What we know is that 67% of veterans have the aptitude strengths to be a software developer, and to be a great one. So, that was really interesting. The ability to connect underlying logic is called ‘fluid intelligence’. A lot of people would describe it as ‘street smarts’. This is the most sought-after strength in great cloud engineers, data engineers and cybersecurity engineers. The reason is that when you do those things, you’re relying on third-party applications, third-party data centres, legacy systems, legacy applications, and then new ones that you’re building. So, it actually is really complex.
It’s not a workflow. It’s a logical workflow. So, that is the most sought-after trait. And veterans have one standard deviation higher than those that are in a computer science degree. And the reason is a lot of veterans come from poverty areas, which there’s obviously a need for a lot of street smarts. But also, they’ve spent the majority of their life between 18 to 21 being told to solve complex problems with little training, whereas everyone else has got the chance to go through university, get educated, and learn it theoretically first.

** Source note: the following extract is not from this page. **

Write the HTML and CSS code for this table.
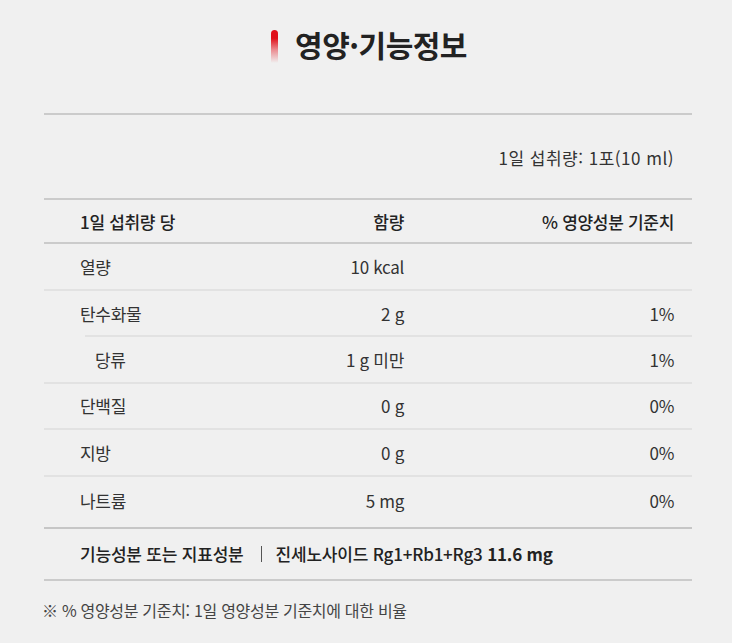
FILE: index.html
```html
<!DOCTYPE html>
<html lang="ko">
<head>
<meta charset="utf-8">
<link rel="stylesheet" href="styles.css">
</head>
<body>
<div class="page">
  <h1 class="title"><span class="bar"></span><span class="title-text">영양·기능정보</span></h1>
  <div class="table">
    <div class="serving">1일 섭취량: 1포(10 ml)</div>
    <div class="row head">
      <span>1일 섭취량 당</span><span class="num">함량</span><span class="num">% 영양성분 기준치</span>
    </div>
    <div class="row">
      <span>열량</span><span class="num">10 kcal</span><span class="num"></span>
    </div>
    <div class="row sub-next">
      <span>탄수화물</span><span class="num">2 g</span><span class="num">1%</span>
    </div>
    <div class="row sub">
      <span class="indent">당류</span><span class="num">1 g 미만</span><span class="num">1%</span>
    </div>
    <div class="row">
      <span>단백질</span><span class="num">0 g</span><span class="num">0%</span>
    </div>
    <div class="row">
      <span>지방</span><span class="num">0 g</span><span class="num">0%</span>
    </div>
    <div class="row last">
      <span>나트륨</span><span class="num">5 mg</span><span class="num">0%</span>
    </div>
    <div class="func">
      <span>기능성분 또는 지표성분</span><span class="sep"></span><span>진세노사이드 Rg1+Rb1+Rg3 <b>11.6 mg</b></span>
    </div>
  </div>
  <p class="note">※ % 영양성분 기준치: 1일 영양성분 기준치에 대한 비율</p>
</div>
</body>
</html>
```

FILE: styles.css
```css
* { box-sizing: border-box; }
html, body { margin: 0; padding: 0; }
body {
  background: #f0f0f0;
  font-family: "Noto Sans CJK KR", "Noto Sans", sans-serif;
  color: #333;
}
.page {
  width: 648px;
  margin-left: 44px;
}
.title {
  margin: 0;
  height: 113px;
  display: flex;
  justify-content: center;
  align-items: flex-start;
  padding-top: 24px;
  padding-left: 2px;
  font-size: 30px;
  font-weight: 700;
  color: #222;
  line-height: 40px;
  letter-spacing: -0.5px;
}
.bar {
  width: 7px;
  height: 33px;
  margin-top: 6px;
  margin-right: 17px;
  border-radius: 4px 4px 0 0;
  background: linear-gradient(to bottom, #e0101a 0%, #e0101a 25%, rgba(230, 40, 50, 0.5) 60%, rgba(240, 240, 240, 0) 100%);
}
.table {
  border-top: 2px solid #cbcbcb;
}
.serving {
  height: 85px;
  border-bottom: 2px solid #cbcbcb;
  display: flex;
  align-items: center;
  justify-content: flex-end;
  padding-right: 18px;
  padding-top: 1px;
  font-size: 17px;
  color: #333;
  letter-spacing: 0.5px;
}
.row {
  display: grid;
  grid-template-columns: 200px 124px 1fr;
  align-items: center;
  height: 46.5px;
  padding: 0 18px 0 36px;
  border-bottom: 2px solid #e2e2e2;
  font-size: 17px;
  letter-spacing: -0.3px;
}
.row .num { text-align: right; }
.row.head {
  height: 44px;
  border-bottom: 2px solid #cbcbcb;
  color: #222;
  font-weight: 500;
}
.row.sub-next {
  border-bottom: none;
  background: linear-gradient(#e2e2e2, #e2e2e2) no-repeat 41px 100% / calc(100% - 41px) 2px;
}
.indent { padding-left: 15px; }
.row.last {
  height: 52px;
  padding-bottom: 3px;
  border-bottom: 2px solid #c6c6c6;
}
.func {
  height: 52px;
  display: flex;
  align-items: center;
  padding-left: 36px;
  border-bottom: 2px solid #cbcbcb;
  font-size: 17px;
  font-weight: 500;
  color: #222;
  letter-spacing: -0.2px;
}
.func b { font-weight: 700; }
.sep {
  width: 1px;
  height: 16px;
  background: #555;
  margin: 0 14px 0 17px;
}
.note {
  margin: 17px 0 0 -2px;
  font-size: 16px;
  color: #444;
  letter-spacing: -0.3px;
}
```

Do mental health issues still impact your life?
Last year, I was diagnosed with severe depression, and effectively my body doesn’t produce enough serotonin anymore. That’s got nothing to do with trauma. My body produces absurd amounts of dopamine and that then switches to cortisol, which then goes into fat. And eventually, that happened too many times over seven years that I started to get neurotic and wake up and my hands would be shaking, and I wouldn’t feel any stress but my body was in a stress state. It took me a long time to understand that.
I see a therapist once a week, I have things that improve my serotonin, and I have a very strict regimen. One thing I do in my company is let everyone see my treatment plan. I don’t want people to feel sorry for me, I’ve never really ever wanted that. If the CEO can be diagnosed with severe depression and it’s okay, and he can keep his job, hopefully, that creates an environment where you can tell me if something’s up, and we can give you the time to sort it out or make work more flexible, so it improves mental fitness.
What is the power of being transparent about your mental health as a CEO?
It allows me to not be the CEO. Last year, 70% of our staff had ordinary shares. Now it’s 64%. By June this year, it’ll be 100%. You can’t touch business, you can’t look at it, you can’t feel anything, and there’s no smell to it. Whereas in the army, there are a lot of things that you can touch. You probably shouldn’t lick things, but there’s a lot of history and a lot of camaraderie. And as a CEO, your job is to allocate people, work and money. That’s it.
That’s really boring to me. So, the strength of my being transparent about everything is everyone in our company gets to see cash flow numbers and shareholder reports. Everyone can see everything – every management meeting and video. It allows me to feel like I’m not in charge.
Is this transparency good for your team?
Very much so, but transparency around everything. Every six weeks we run a ‘be transparent’ session and the company gets together and you write who you are proud of, who has the most fears, and who let you down. Once we get all that out of the way, we work out if there’s an actual problem like if we haven’t trained a skill, or we’re missing a process, or we’re not allocating resources effectively.
We took that from combat in the military, where, after we patrol, we would figure out what we could do better. Because you can have all this equipment, but if they’re smarter than you and move faster than you, you won’t survive. Pretty intense, but if you take the time to adapt to it, it can really help you out on your potential.